Friday, May 19, 2017
Port City Music Hall, Portland, Maine
Some nights just feel really good, and this was surely one of them. I was surprised by how quiet it was at Port City Music Hall for this triple bill on a Friday night, but it meant the small crowd had plenty of personal space and room to dance, which was a treat.
I got to Port City around 7:45 and noticed a guy I’d seen at Jamestown Revival, so I said hi. He said, “don’t you write that music blog?,” which made me feel a little famous. Sean and I chatted about bands we love and upcoming shows until Seattle’s The Native Sibling took the stage. My Spotify “discover weekly” playlist introduced me to them a while back, and I kept going back to their songs and was really excited to see them in person. Brother and sister duo Ryan and Kaylee Williams were engaging, kind, and genuine. Ryan asked if anyone knew their music, and I raised my hand from front and center. I bought their 2014 album, Letters Kept to Ourselves, after the show and have listened to it on repeat. Kaylee and Ryan were nice in real life and were glad to know I’d already been a fan. Sometimes their song “Here With Me” makes me a little teary. If you like lovely songs with airy harmonies, you’ll like The Native Sibling.
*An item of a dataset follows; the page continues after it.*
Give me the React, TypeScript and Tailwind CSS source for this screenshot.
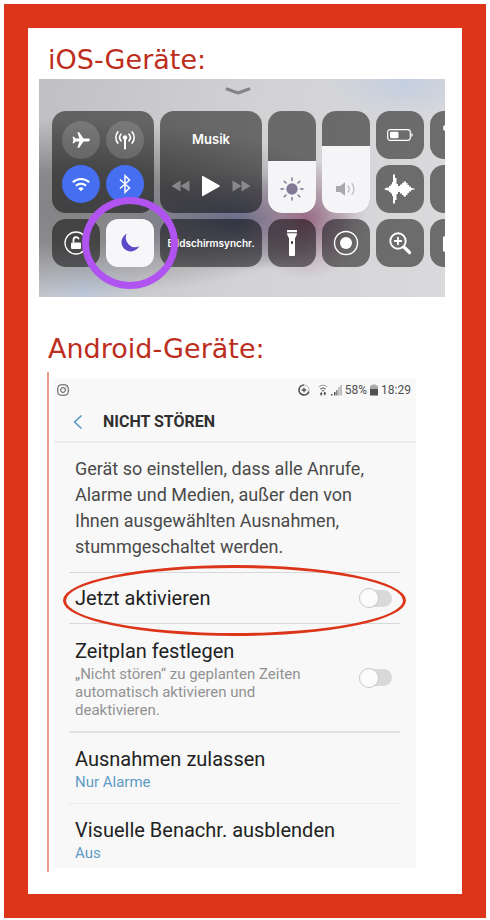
import React from "react";

const tile = "rounded-[14px] bg-black/50 text-white";

function Connectivity() {
  const circle = "flex size-[38px] items-center justify-center rounded-full";
  return (
    <div className={`${tile} col-span-2 row-span-2 grid grid-cols-[38px_38px] content-center justify-center gap-[6px]`}>
      <button aria-label="Flugmodus" className={`${circle} bg-white/15`}>
        <svg viewBox="0 0 20 20" className="size-5" fill="currentColor">
          <path d="M19 10c0-.9-1.1-1.4-2.2-1.4h-4.3L8.2 2.3H6.4l2 6.3H4.6L3 6.7H1.5L2.4 10l-.9 3.3H3l1.6-1.9h3.8l-2 6.3h1.8l4.3-6.3h4.3c1.1 0 2.2-.5 2.2-1.4z" />
        </svg>
      </button>
      <button aria-label="Mobile Daten" className={`${circle} bg-white/15`}>
        <svg viewBox="0 0 22 22" className="size-[22px]" fill="none" stroke="currentColor" strokeWidth="1.7" strokeLinecap="round">
          <circle cx="11" cy="8.500" r="2.300" fill="currentColor" stroke="none" />
          <path d="M11 9v10.500" strokeWidth="2" />
          <path d="M7 5.200a5 5 0 0 0 0 6.600M15 5.200a5 5 0 0 1 0 6.600M3.800 3a9 9 0 0 0 0 11M18.200 3a9 9 0 0 1 0 11" />
        </svg>
      </button>
      <button aria-label="WLAN" className={`${circle} bg-[#456ef0]`}>
        <svg viewBox="0 0 20 16" className="h-4 w-5" fill="none" stroke="currentColor" strokeWidth="2">
          <path d="M1.800 6.300a11.800 11.800 0 0 1 16.400 0M4.900 9.800a7.400 7.400 0 0 1 10.200 0" />
          <path d="M10 15.200l-2.700-2.700a4 4 0 0 1 5.400 0z" fill="currentColor" stroke="none" />
        </svg>
      </button>
      <button aria-label="Bluetooth" className={`${circle} bg-[#456ef0]`}>
        <svg viewBox="0 0 14 20" className="h-5 w-[14px]" fill="none" stroke="currentColor" strokeWidth="1.500">
          <path d="M2 5.500l9.500 8.500L7 18.300V1.700L11.500 6 2 14.500" />
        </svg>
      </button>
    </div>
  );
}

function Music() {
  return (
    <div className={`${tile} col-span-2 row-span-2 flex flex-col items-center justify-between pt-[18px] pb-[16px]`}>
      <span className="text-[13px] leading-5 font-semibold">Musik</span>
      <div className="flex items-center gap-[12px]">
        <button aria-label="Zurück" className="text-white/35">
          <svg viewBox="0 0 19 12" className="h-3 w-[19px]" fill="currentColor">
            <path d="M9.500 .5v11L.5 6zM18.500 .5v11l-9-5.500z" />
          </svg>
        </button>
        <button aria-label="Wiedergabe">
          <svg viewBox="0 0 18 22" className="h-[22px] w-[18px]" fill="currentColor">
            <path d="M0 1.500Q0 .3 1 .9l16.300 9.300q1 .8 0 1.500L1 21q-1 .6-1-.6z" />
          </svg>
        </button>
        <button aria-label="Weiter" className="text-white/35">
          <svg viewBox="0 0 19 12" className="h-3 w-[19px]" fill="currentColor">
            <path d="M.5 .5v11l9-5.500zM9.500 .5v11l9-5.500z" />
          </svg>
        </button>
      </div>
    </div>
  );
}

function VerticalSlider({ label, value, children }: { label: string; value: number; children: React.ReactNode }) {
  return (
    <label className={`${tile} relative row-span-2 flex flex-col justify-end overflow-hidden`}>
      <span className="flex items-end justify-center bg-[#f5f4f6] pb-[12px]" style={{ height: `${value}%` }}>
        {children}
      </span>
      <input type="range" aria-label={label} defaultValue={value} className="absolute inset-0 size-full opacity-0" />
    </label>
  );
}

function Tile({ label, children }: { label: string; children?: React.ReactNode }) {
  return (
    <button aria-label={label} className={`${tile} flex items-center justify-center`}>
      {children}
    </button>
  );
}

function ControlCenter() {
  return (
    <section className="mr-[17px] ml-[11px] overflow-hidden bg-[radial-gradient(ellipse_62px_60px_at_266px_140px,#9c6a86_0%,#a4788f88_40%,transparent_100%),radial-gradient(ellipse_120px_50px_at_195px_142px,#686b88_0%,#6c6f8877_50%,transparent_100%),radial-gradient(ellipse_290px_88px_at_30px_128px,#838386_0%,#8a8a8c_40%,transparent_100%),radial-gradient(ellipse_60px_40px_at_45px_210px,#bcc8da,transparent),radial-gradient(ellipse_80px_35px_at_365px_5px,#c4cfe0,transparent),linear-gradient(100deg,#c0c0c2_0%,#d2d2d4_50%,#dadadc_100%)] pb-[30px] font-['Inter','Liberation_Sans',sans-serif]">
      <div className="flex h-8 justify-center pt-[8px] pr-[8px]">
        <svg viewBox="0 0 26 8" className="h-2 w-[26px]" fill="none" stroke="#858587" strokeWidth="3" strokeLinecap="round" strokeLinejoin="round">
          <path d="M2 2l11 4 11-4" />
        </svg>
      </div>
      <div className="ml-[13px] grid auto-rows-[48px] grid-cols-[repeat(8,48px)] gap-[6px]">
        <Connectivity />
        <Music />
        <VerticalSlider label="Helligkeit" value={51}>
          <svg viewBox="0 0 24 24" className="size-6" fill="none" stroke="#817a96" strokeWidth="1.500" strokeLinecap="round">
            <circle cx="12" cy="12" r="5.700" fill="#817a96" stroke="none" />
            <path d="M12 1v2.500M12 20.500V23M1 12h2.500M20.500 12H23M4.200 4.200L6 6M18 18l1.800 1.800M4.200 19.800L6 18M18 6l1.800-1.800" />
          </svg>
        </VerticalSlider>
        <VerticalSlider label="Lautstärke" value={66}>
          <svg viewBox="0 0 20 24" className="h-6 w-5" fill="none" stroke="#b9b7ba" strokeWidth="1.200" strokeLinecap="round">
            <path d="M0 9.500Q0 9 .5 9H4l5-3.800v13.600L4 15H.5q-.5 0-.5-.5z" fill="#aaa7ab" stroke="none" />
            <path d="M12 9a4.500 4.500 0 0 1 0 6M16 6.500a9.500 9.500 0 0 1 0 11" />
          </svg>
        </VerticalSlider>
        <Tile label="Stromsparmodus">
          <svg viewBox="0 0 26 12" className="h-3 w-[26px]" fill="none" stroke="currentColor" strokeWidth="1.200">
            <rect x=".7" y=".7" width="22.600" height="10.600" rx="2.500" />
            <rect x="3" y="2.700" width="8.500" height="6.600" rx="1" fill="currentColor" stroke="none" />
            <path d="M24.300 4v4q1.400-.5 1.400-2t-1.400-2z" fill="currentColor" stroke="none" />
          </svg>
        </Tile>
        <Tile label="Wecker">
          <svg viewBox="0 0 48 48" className="size-12" fill="currentColor">
            <circle cx="16" cy="17" r="3" />
          </svg>
        </Tile>
        <Tile label="Sprachmemos">
          <svg viewBox="0 0 32 32" className="size-8" fill="currentColor">
            <path d="M0 16l3-1.500h2V13h1.500v-1.500H8V9h1V1.500h2V5h1.500v6H14v2h2v-1.500h2V10h1.500V8.500H22V10h1.500v2H25v1.500h2v1.200l4.500 1.300-4.500 1.300v1.200h-2V20h-1.500v2H22v1.500h-2.500V22H18v-1.500h-2V19h-2v2h-1.500v6H11v3.500H9V23H8v-2.500H6.500V19H5v-1.500H3z" />
          </svg>
        </Tile>
        <Tile label="Notizen" />
        <Tile label="Ausrichtungssperre">
          <svg viewBox="0 0 24 24" className="size-6" fill="none" stroke="currentColor" strokeWidth="1.300">
            <circle cx="12" cy="12" r="11" />
            <rect x="7" y="11.500" width="10" height="6.500" rx="1" fill="currentColor" stroke="none" />
            <path d="M9.500 11.500V8.800a2.700 2.700 0 0 1 5.300-.6" strokeWidth="1.800" />
          </svg>
        </Tile>
        <button aria-label="Nicht stören" className="relative z-10 flex items-center justify-center rounded-[12px] bg-[#f7f6f9]">
          <svg viewBox="0 0 20 20" className="size-5" fill="#5b4bc8">
            <path d="M6.800 .8A9.300 9.300 0 1 0 19.200 13.200 9.300 9.300 0 0 1 6.800 .8z" />
          </svg>
          <span className="pointer-events-none absolute -inset-x-[24px] -inset-y-[22px] rounded-[50%] border-[7px] border-[#b153f1]" />
        </button>
        <button className={`${tile} col-span-2 text-[10px] font-semibold`}>Bildschirmsynchr.</button>
        <Tile label="Taschenlampe">
          <svg viewBox="0 0 12 28" className="h-7 w-3" fill="currentColor">
            <path d="M1 1h10v2.200H1zM1 4.200h10c0 2.500-2 3.500-2 5.500V26q0 1-1 1H4q-1 0-1-1V9.700c0-2-2-3-2-5.500z" />
            <rect x="5" y="12" width="2" height="3" rx="1" fill="#41303c" />
          </svg>
        </Tile>
        <Tile label="Bildschirmaufnahme">
          <svg viewBox="0 0 26 26" className="size-[26px]" fill="none" stroke="currentColor" strokeWidth="1.400">
            <circle cx="13" cy="13" r="11.500" />
            <circle cx="13" cy="13" r="6" fill="currentColor" stroke="none" />
          </svg>
        </Tile>
        <Tile label="Lupe">
          <svg viewBox="0 0 24 24" className="size-6" fill="none" stroke="currentColor" strokeWidth="1.900" strokeLinecap="round">
            <circle cx="10" cy="10" r="7.700" />
            <path d="M10 6.700v6.600M6.700 10h6.600" />
            <path d="M16 16l5.500 5.500" strokeWidth="3.200" />
          </svg>
        </Tile>
        <Tile label="Kamera">
          <svg viewBox="0 0 48 48" className="size-12" fill="currentColor">
            <rect x="13" y="17" width="24" height="16" rx="2" />
          </svg>
        </Tile>
      </div>
    </section>
  );
}

function StatusBar() {
  return (
    <div className="flex h-[22px] items-center pr-[5px] pl-[3px] text-[12px] text-[#505050]">
      <svg viewBox="0 0 12 12" className="size-3" fill="none" stroke="currentColor">
        <rect x=".8" y=".8" width="10.400" height="10.400" rx="3" />
        <circle cx="6" cy="6" r="2.400" />
        <circle cx="9" cy="3" r=".6" fill="currentColor" stroke="none" />
      </svg>
      <div className="ml-auto flex items-center">
        <svg viewBox="0 0 12 12" className="mr-[8px] size-3" fill="none" stroke="currentColor">
          <path d="M6 1a5 5 0 1 0 4.800 6.500" strokeWidth="1.700" />
          <path d="M6 1a5 5 0 0 1 4.800 6.500" stroke="#b5b5b5" />
          <path d="M6 3.700v4.600M3.700 6h4.600" strokeWidth="1.300" />
        </svg>
        <svg viewBox="0 0 10 12" className="mr-[3px] h-3 w-[10px]" fill="none" stroke="currentColor">
          <path d="M.8 3a6.500 6.500 0 0 1 8.400 0" stroke="#999" />
          <path d="M2.300 5a4.200 4.200 0 0 1 5.400 0M3.800 7a2 2 0 0 1 2.400 0" />
          <path d="M3.200 8l1.500 2h-.8v1.500H2.500V10h-.8zM6.800 11.500L5.300 9.500h.8V8h1.400v1.500h.8z" fill="currentColor" stroke="none" />
        </svg>
        <svg viewBox="0 0 11 12" className="mr-[3px] h-3 w-[11px]" fill="currentColor">
          <path d="M0 10h1.500v1.500H0zM3 8h1.500v3.500H3z" />
          <path d="M5 6h1.700v5.500H5z" fill="#888" />
          <path d="M7.200 3h1.600v8.500H7.200zM9.200 1h1.800v10.500H9.200z" fill="#b8b8b8" />
        </svg>
        <span>58%</span>
        <svg viewBox="0 0 8 12" className="mx-[3px] h-3 w-2">
          <path d="M2.300 .5h3.400v1H8V5H0V1.500h2.300z" fill="#a8a8a8" />
          <path d="M0 5h8v6.500H0z" fill="#505050" />
        </svg>
        <span>18:29</span>
      </div>
    </div>
  );
}

function Toggle({ id }: { id: string }) {
  return (
    <label htmlFor={id} className="relative mr-[8px] flex h-5 w-[33px] shrink-0 items-center">
      <input id={id} type="checkbox" aria-labelledby={`${id}-titel`} className="peer sr-only" />
      <span className="ml-[2px] h-[17px] flex-1 rounded-full bg-[#d9d9d9]" />
      <span className="absolute left-0 size-5 rounded-full border border-[#c6c6c6] bg-[#fbfbfb] peer-checked:left-[13px]" />
    </label>
  );
}

function DoNotDisturb() {
  const title = "text-[20px] leading-6 text-[#222]";
  return (
    <section className="mr-[46px] ml-[19px] border-l-2 border-l-[#ee9a92] pt-[7px] pb-1 pl-[5px] font-['Roboto','Liberation_Sans',sans-serif]">
      <div className="bg-[#f8f8f8] pb-1">
        <StatusBar />
        <header className="flex h-[42px] items-center border-b-2 border-[#ececec] pt-[2px] pl-[19px]">
          <button aria-label="Zurück">
            <svg viewBox="0 0 10 16" className="h-4 w-[10px]" fill="none" stroke="#4b93c4" strokeWidth="1.400">
              <path d="M8.500 1.500L1.500 8l7 6.500" />
            </svg>
          </button>
          <h2 className="ml-5 text-[16px] leading-6 font-bold text-[#303030]">NICHT STÖREN</h2>
        </header>
        <div className="mr-4 ml-[15px]">
          <p className="pt-[13px] pb-[12px] pl-[6px] text-[18px] leading-[26px] text-[#4a4a4a]">
            Gerät so einstellen, dass alle Anrufe,
            <br />
            Alarme und Medien, außer den von
            <br />
            Ihnen ausgewählten Ausnahmen,
            <br />
            stummgeschaltet werden.
          </p>
          <div className="relative flex h-[52px] items-center justify-between border-y border-[#d8d8d8] pl-[6px]">
            <span id="jetzt-titel" className={title}>Jetzt aktivieren</span>
            <Toggle id="jetzt" />
            <span className="pointer-events-none absolute -inset-x-[6px] -top-[8px] -bottom-[13px] rounded-[50%] border-[3px] border-[#dc3519]" />
          </div>
          <div className="flex h-[109px] items-center justify-between border-b-2 border-[#e2e2e2] pl-[6px]">
            <div className="pt-[2px]">
              <h3 id="zeitplan-titel" className={title}>Zeitplan festlegen</h3>
              <p className="pt-[2px] text-[15px] leading-[18px] text-[#929292]">
                „Nicht stören“ zu geplanten Zeiten
                <br />
                automatisch aktivieren und
                <br />
                deaktivieren.
              </p>
            </div>
            <Toggle id="zeitplan" />
          </div>
          <button className="flex h-[71px] w-full flex-col justify-center border-b border-[#ececec] pt-1 pl-[6px] text-left">
            <span className={title}>Ausnahmen zulassen</span>
            <span className="text-[15px] leading-[22px] text-[#5f9bc5]">Nur Alarme</span>
          </button>
          <button className="flex w-full flex-col pt-[14px] pl-[6px] text-left">
            <span className={title}>Visuelle Benachr. ausblenden</span>
            <span className="text-[15px] leading-[22px] text-[#5f9bc5]">Aus</span>
          </button>
        </div>
      </div>
    </section>
  );
}

export default function App() {
  const heading = "pl-[20px] text-[27px] leading-8 text-[#bd2d1c] font-['DejaVu_Sans','Liberation_Sans',sans-serif]";
  return (
    <div className="bg-white px-1 pt-1 pb-[2px]">
      <main className="border-24 border-[#dc3519] pb-[22px]">
        <h1 className={`${heading} pt-4 pb-[3px]`}>iOS-Geräte:</h1>
        <ControlCenter />
        <h1 className={`${heading} pt-[36px] pb-[7px]`}>Android-Geräte:</h1>
        <DoNotDisturb />
      </main>
    </div>
  );
}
Hawaii’s Justin Kawika Young took the stage next, and my friend Marian showed up to enjoy the rest of the night with me. He had tons of stage presence and warmly interacted with the crowd. He asked if any of us had been to Hawaii, so I raised my hand and we ended up having a quick chat during his set. He told us he’d written a song about justice based on a book he’d just finished reading and I was impressed with his passion for social justice. He also played a fantastic medley of songs from the 90s that made my night. Justin had a smooth voice and lots of charisma. Here’s a video of Justin performing his song “Three Weeks From Tomorrow.” I spoke to Justin after the show and he told me that I sounded like a native when I pronounced Hawaiian places, which was a huge compliment.
Aimsel Ponti showed up just in time for The Wind and The Wave’s set. She’s a fan. You can read her interview with the band here. Austin’s The Wind and The Wave sounded great. Patty Lynn has a lovely voice. Guitarist/vocalist Dwight Baker told us he was really high, and it showed. The band didn’t interact with us hardly at all. I know we were a small crowd (which might have been disappointing to them), but we were enthusiastic, and it was a bummer that we didn’t get a chance to get to have much of a show experience. Their newest album, Happiness Is Not A Place, was recorded live and is worth a listen. Maybe the band had an off night, but that album is better than their live show was. I ended up chatting with Patty Lynn after the show, and she was very nice, so I expect they have the potential for a more energetic, engaging live show. Their song “Grand Canyon” is about not taking things for granted, and it’s excellent.
Overall, this was an effortless, fun night, and I am glad I was there.